Just go check out Chantelle Paige on MySpace. You'll see her SNOCAP MyStore on the right side and the 'share this store" link. Fans can copy this store and paste it on their own MySpace pages and any other website they control.

At 1:54 PM, Blogger Mack Collier said...

JD remember when we wondered when the music industry would come around in 2005 and last year? They may finally be listening to us ;)

At 6:32 AM, Anonymous William said...

The Snocap pr blitz continues to use smoke and mirror announcements to blur many important issues. The “Major labels Alliances” announcement covered here ( does not merit a precursor to any major selling the content that they own without drm and without price and distribution restrictions. In fact the announcement surely point to the fact the Snocap has been around for more than two years and that they still dont have many deals with the majors to distribute any of much of their music in a non drm format. I only know of 3 bands that are currenlty using the serivce. If anyone knows where I can find more major label Snocap conten please point me to it.

Why do we need the labels ? Why don’t the artist sell their music on their own and keep all of the revenue from their music along with the rights to distribute and sell it where and at whatever price they want (This can be done using Darmik as well as many other places on the internet). DRM is not the issue; control of distribution channels and revenue from holding the intellectual property of artist is the issue. For many major labels it seems that their strategy is to own or shut down any and all independent avenues to sells and distribution for the artist. In my opinon the major labels want to make sure that the artist has no choice in who sells and distributes their content; and that the fans have no choice in price and format. The Majors want to be the only game in town.

I think that we should no longer look to labels for the solution to freeing music from its old world model. We should look to the artist and to the fans that purchase the music. The artist should be the group that charts their own destiny as far as price, format, and distribution point. The fans that purchase the music should be allowed to purchase the music in a format that works uniformly on the devices that they use to play the music. If the artist gives their permission fans should also have the ability to resell the artist content for them, and in exchange receive a portion of the revenue. Neither the artist or the fans needs a label or a technology company to force a model or a format on them. I think that if we asked the artist and their fans what they wanted as far as music formats, pricing, distribution and ownership that we would more than likely already know the answer.

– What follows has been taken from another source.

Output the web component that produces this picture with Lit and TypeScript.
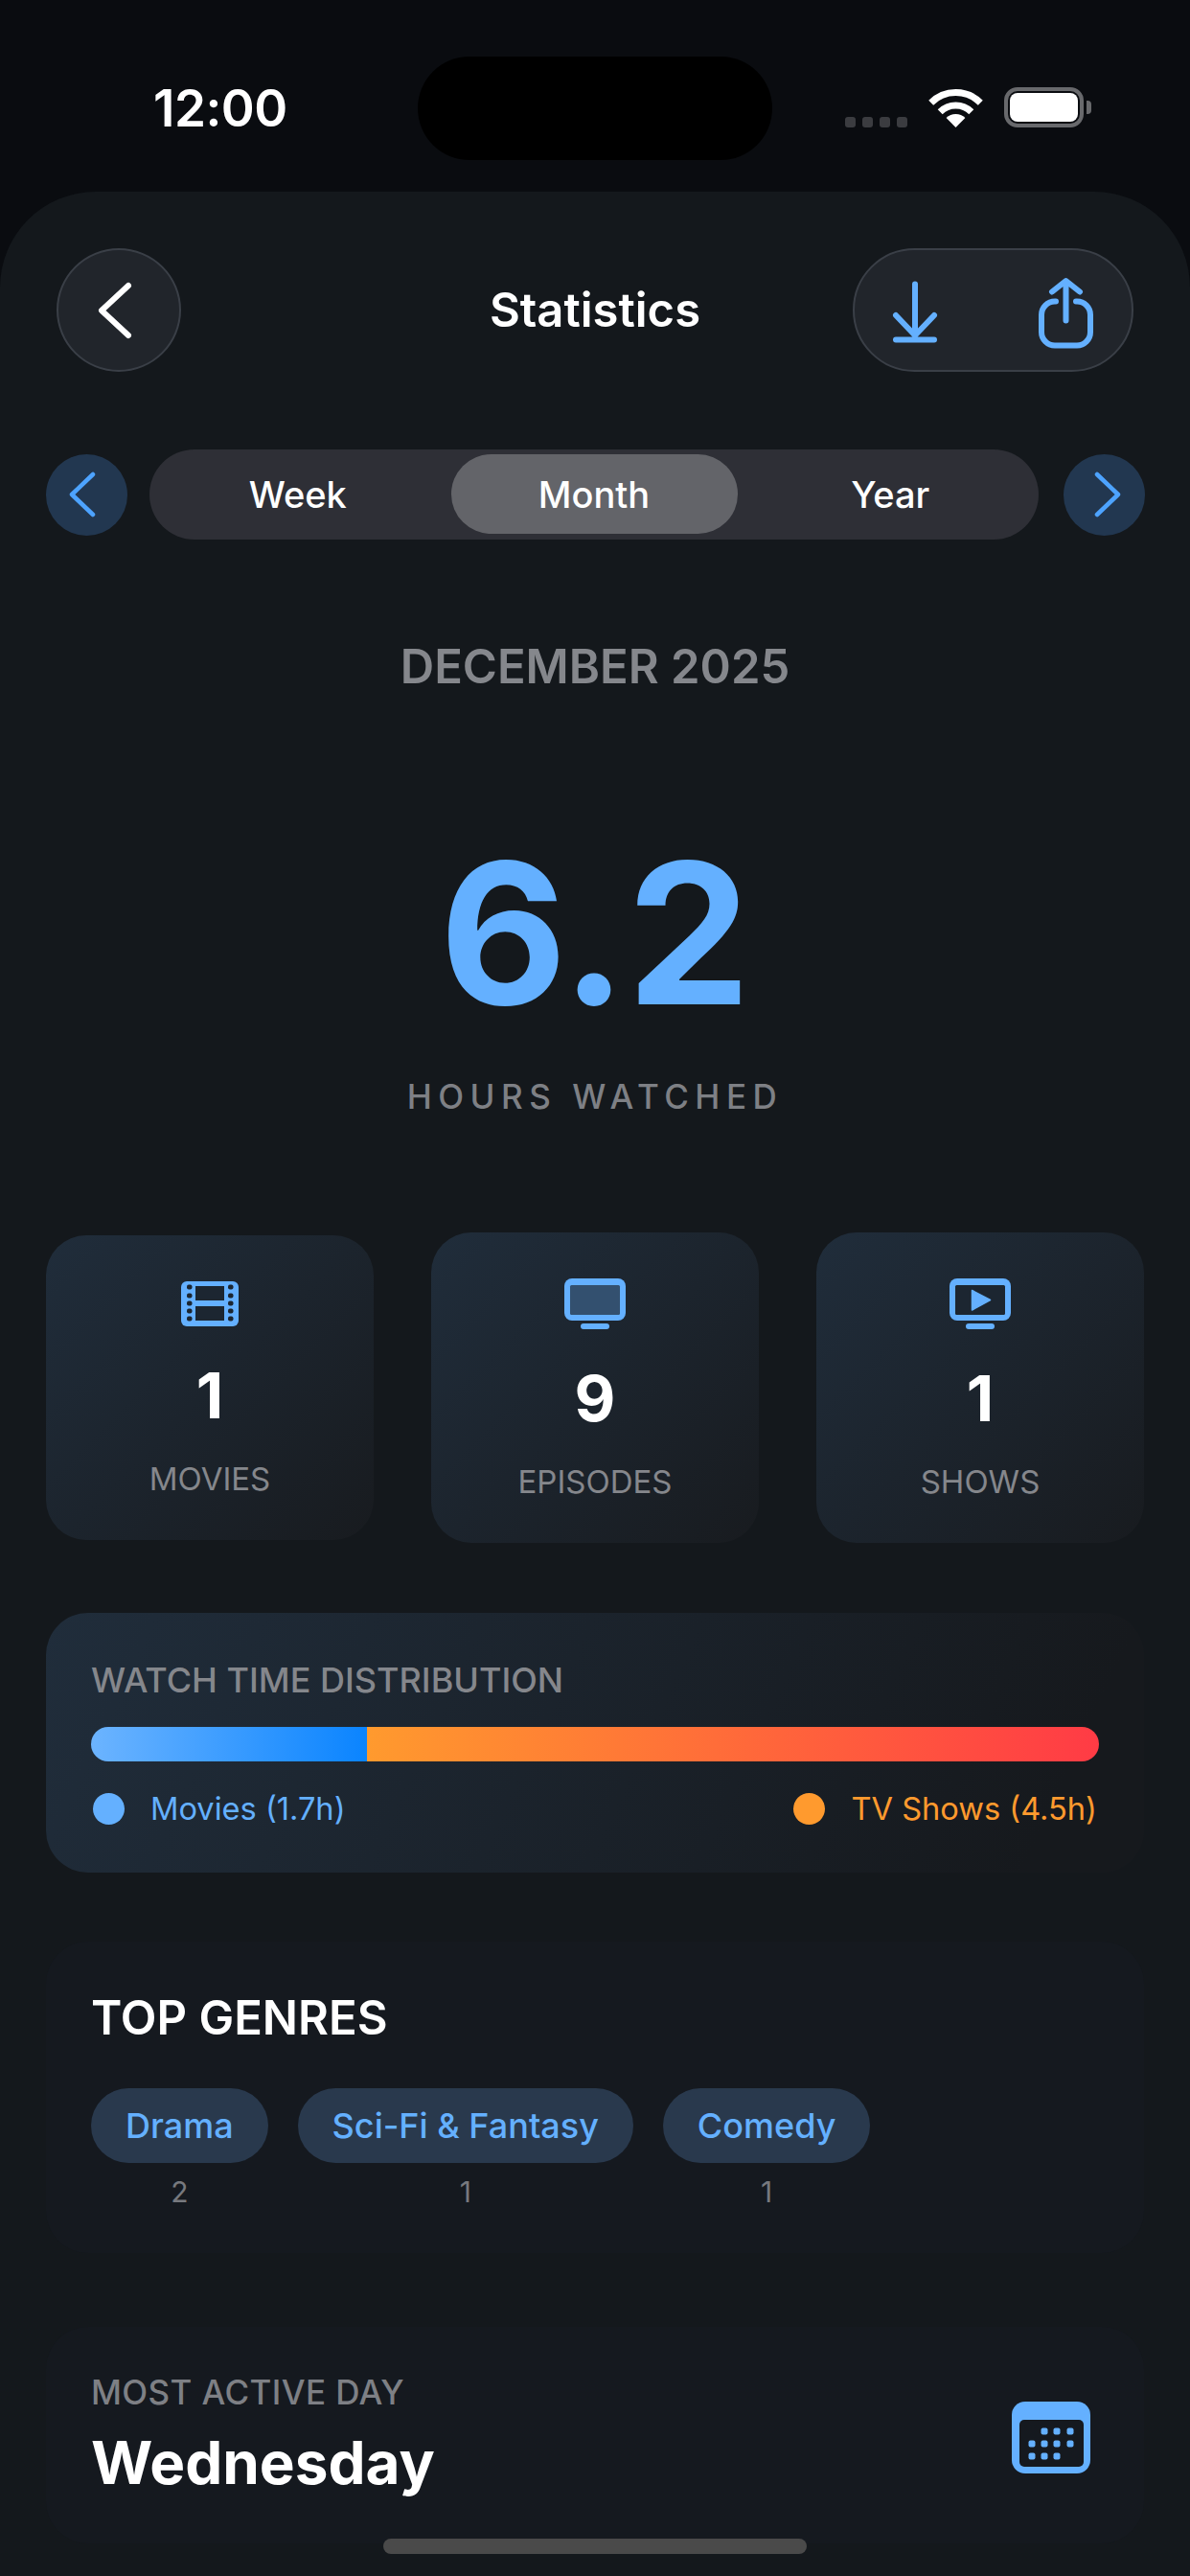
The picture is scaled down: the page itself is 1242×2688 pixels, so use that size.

Artist should control pricing of their content as well as the format (drm or no drm) and distribution points. There are DRM formats available to content owners, so the issue of drm or not is one that is up to the content owner not one that should be made by any technology that is used to distribute the content. The decision to use drm is one that the content owners must make based on many factors. The key point here is that there are choices available and that the content owner should and can make this decsion.

I think that we should write off any current music that the major labels own as content that will never be in an open format playable on any device. We should also understand that more than likely this content will only be available at distribution points and at prices that the label; not the artist or their fans have anything to do with. We must accept this and move on to the next phase of digital content distribution that will give artist and content owners the freedom to decide their own destiny.

As far as the Myspace love fest. It needs to end. Artist, fans, and consumers of content must know and understand that any revenue generated for Myspace (A Newscorp company) is going to continue to fund the operations of fox news ( as well as the continued dismantling of independent media around the world. If as an artist or a fan or a user of the Internet you support any social issues or an independent and free media then myspace is not the place to become a member. By doing this you give them continued revenue and power.